Bowles and Gintis have acceded to this critique in important ways. In Bowles and Gintis Revisited, they grant that schools could be “sites of social practice,” which they define as “a cohesive area of social life.” The state, family, and capitalist production are all seen as “sites of production.” Schools “participate” in all of these sites. The “sites” can operate autonomously from each other, and each has relatively equal importance.
But the contradictions that occur between the economic base and the superstructure are the keys to how we can change society. So Bowles and Gintis were pointing to something valuable in 1976 when they showed that the hierarchical and dictatorial rules of capitalism clashed with the ideology of democracy and equality of the political realm. The contradiction between ideology and the way society actually works has the potential to spur people to action—a contradiction is evident in the gap between what schools promise and what they really do. It is thus no surprise that schools are so often sites of radicalization about the broader society. As Marx points out in the preface to A Contribution to the Critique of Political Economy, it is in the “superstructure,” the realm of politics and ideas, where people “become conscious of [social] conflict and fight it out.”
But schools can’t be the only place to fight. If they are really shaped by how the economy works, then fighting for more democracy in every workplace, and for more civil rights for all groups in society, can do as much for creating a more enlightened and intellectually engaged next generation as can fighting for better schools.
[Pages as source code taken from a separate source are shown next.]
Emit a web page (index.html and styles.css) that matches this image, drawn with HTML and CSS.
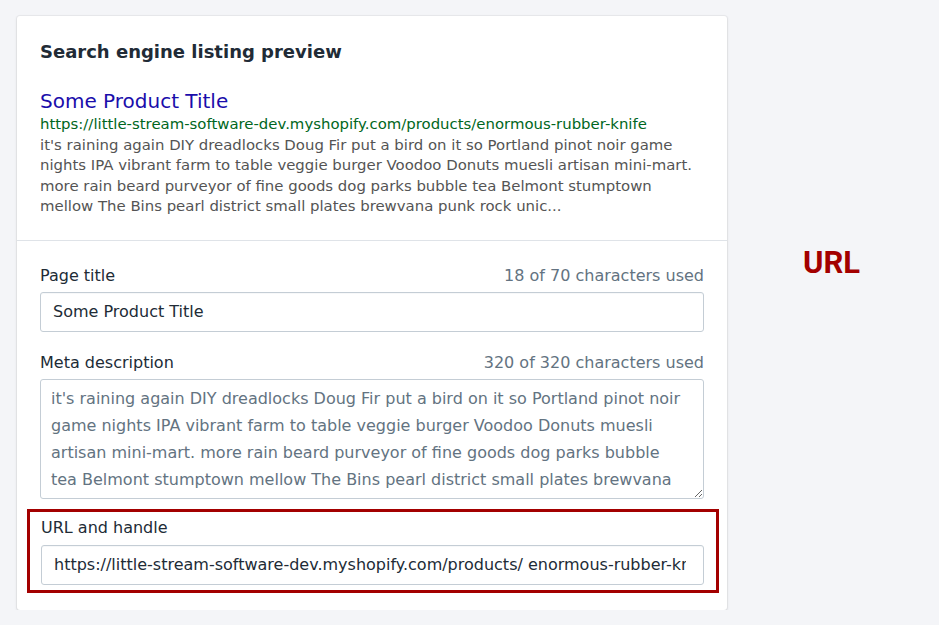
FILE: index.html
```html
<!DOCTYPE html>
<html lang="en">
<head>
<meta charset="utf-8">
<title>Search engine listing preview</title>
<link rel="stylesheet" href="styles.css">
</head>
<body>
<div class="page">
  <div class="card">
    <section class="card-section preview-section">
      <h2 class="card-title">Search engine listing preview</h2>
      <div class="serp">
        <div class="serp-title">Some Product Title</div>
        <div class="serp-url">https://little-stream-software-dev.myshopify.com/products/enormous-rubber-knife</div>
        <div class="serp-desc">it's raining again DIY dreadlocks Doug Fir put a bird on it so Portland pinot noir game nights IPA vibrant farm to table veggie burger Voodoo Donuts muesli artisan mini-mart. more rain beard purveyor of fine goods dog parks bubble tea Belmont stumptown mellow The Bins pearl district small plates brewvana punk rock unic...</div>
      </div>
    </section>
    <section class="card-section form-section">
      <div class="field">
        <div class="label-row">
          <label class="label" for="title">Page title</label>
          <span class="counter">18 of 70 characters used</span>
        </div>
        <input class="text-input" id="title" type="text" value="Some Product Title">
      </div>
      <div class="field">
        <div class="label-row">
          <label class="label" for="desc">Meta description</label>
          <span class="counter">320 of 320 characters used</span>
        </div>
        <textarea class="text-area" id="desc">it's raining again DIY dreadlocks Doug Fir put a bird on it so Portland pinot noir game nights IPA vibrant farm to table veggie burger Voodoo Donuts muesli artisan mini-mart. more rain beard purveyor of fine goods dog parks bubble tea Belmont stumptown mellow The Bins pearl district small plates brewvana punk rock unicorn selfie.</textarea>
      </div>
      <div class="field field-highlight">
        <div class="label-row">
          <label class="label" for="url">URL and handle</label>
        </div>
        <input class="text-input url-input" id="url" type="text" value="https://little-stream-software-dev.myshopify.com/products/ enormous-rubber-knife">
      </div>
    </section>
  </div>
  <div class="annotation">URL</div>
</div>
</body>
</html>
```

FILE: styles.css
```css
html, body {
  margin: 0;
  padding: 0;
  background: #f4f5f8;
}

body {
  font-family: "DejaVu Sans", Verdana, sans-serif;
  color: #212b36;
}

.page {
  display: flex;
  align-items: flex-start;
  padding: 16px 0 0 17px;
}

.card {
  width: 710px;
  background: #ffffff;
  border-radius: 3px;
  box-shadow: 0 0 0 1px rgba(63, 63, 68, 0.05), 0 1px 3px 0 rgba(63, 63, 68, 0.15);
}

.card-section {
  padding: 23px 23px;
}

.preview-section {
  padding-top: 24px;
  border-bottom: 1px solid #dfe3e8;
}

.card-title {
  margin: 0;
  font-size: 18px;
  line-height: 24px;
  font-weight: 700;
  color: #212b36;
}

.serp {
  margin-top: 24px;
}

.serp-title {
  font-size: 20px;
  line-height: 26px;
  color: #1a0dab;
}

.serp-url {
  font-size: 14.9px;
  line-height: 20.5px;
  color: #006621;
  white-space: nowrap;
}

.serp-desc {
  font-size: 14.9px;
  line-height: 20.5px;
  color: #545454;
  padding-right: 10px;
}

.form-section {
  padding-top: 23px;
  padding-bottom: 17px;
}

.field + .field {
  margin-top: 19px;
}

.label-row {
  display: flex;
  justify-content: space-between;
  align-items: baseline;
  margin-bottom: 4px;
}

.label {
  font-size: 16px;
  line-height: 24px;
  color: #212b36;
}

.counter {
  font-size: 16px;
  line-height: 24px;
  color: #637381;
}

.text-input {
  display: block;
  box-sizing: border-box;
  width: 100%;
  height: 40px;
  margin: 0;
  padding: 0 12px;
  border: 1px solid #c4cdd5;
  border-radius: 3px;
  background: #ffffff;
  font-family: "DejaVu Sans", Verdana, sans-serif;
  font-size: 16px;
  color: #212b36;
  box-shadow: inset 0 1px 0 0 rgba(99, 115, 129, 0.05);
  outline: none;
}

.text-area {
  display: block;
  box-sizing: border-box;
  width: 100%;
  height: 120px;
  margin: 0;
  padding: 5px 16px 5px 10px;
  border: 1px solid #c4cdd5;
  border-radius: 3px;
  background: #ffffff;
  font-family: "DejaVu Sans", Verdana, sans-serif;
  font-size: 16px;
  line-height: 27px;
  color: #637381;
  overflow: hidden;
  resize: vertical;
  outline: none;
}

.field.field-highlight {
  margin: 10px -15px 0 -13px;
  padding: 4px 12px 5px 11px;
  border: 3px solid #a30000;
}

.field-highlight .label-row {
  margin-bottom: 5px;
}

.url-input {
  padding: 0 17px 0 12px;
}

.annotation {
  margin: 229px 0 0 76px;
  font-family: Roboto, "Open Sans", sans-serif;
  font-weight: 700;
  font-size: 31px;
  line-height: 36px;
  color: #a30000;
}
```
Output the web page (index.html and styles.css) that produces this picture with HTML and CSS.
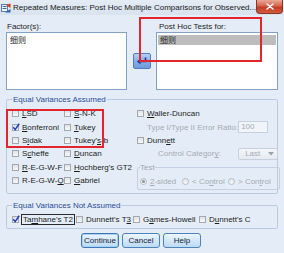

Everyone, not just teachers, can be part of inspiring a new thirst for knowledge. Conversely, even enlightening the next generation won’t solve the problem if we don’t restructure power in our society so that so many of the decisions are not made by so few people.
* For an extended defense of the concepts of base and superstructure, along with a history of the how the concepts have been interpreted, see Chris Harman, “Base and Superstructure,” in Marxism and History (London: Bookmarks 1998).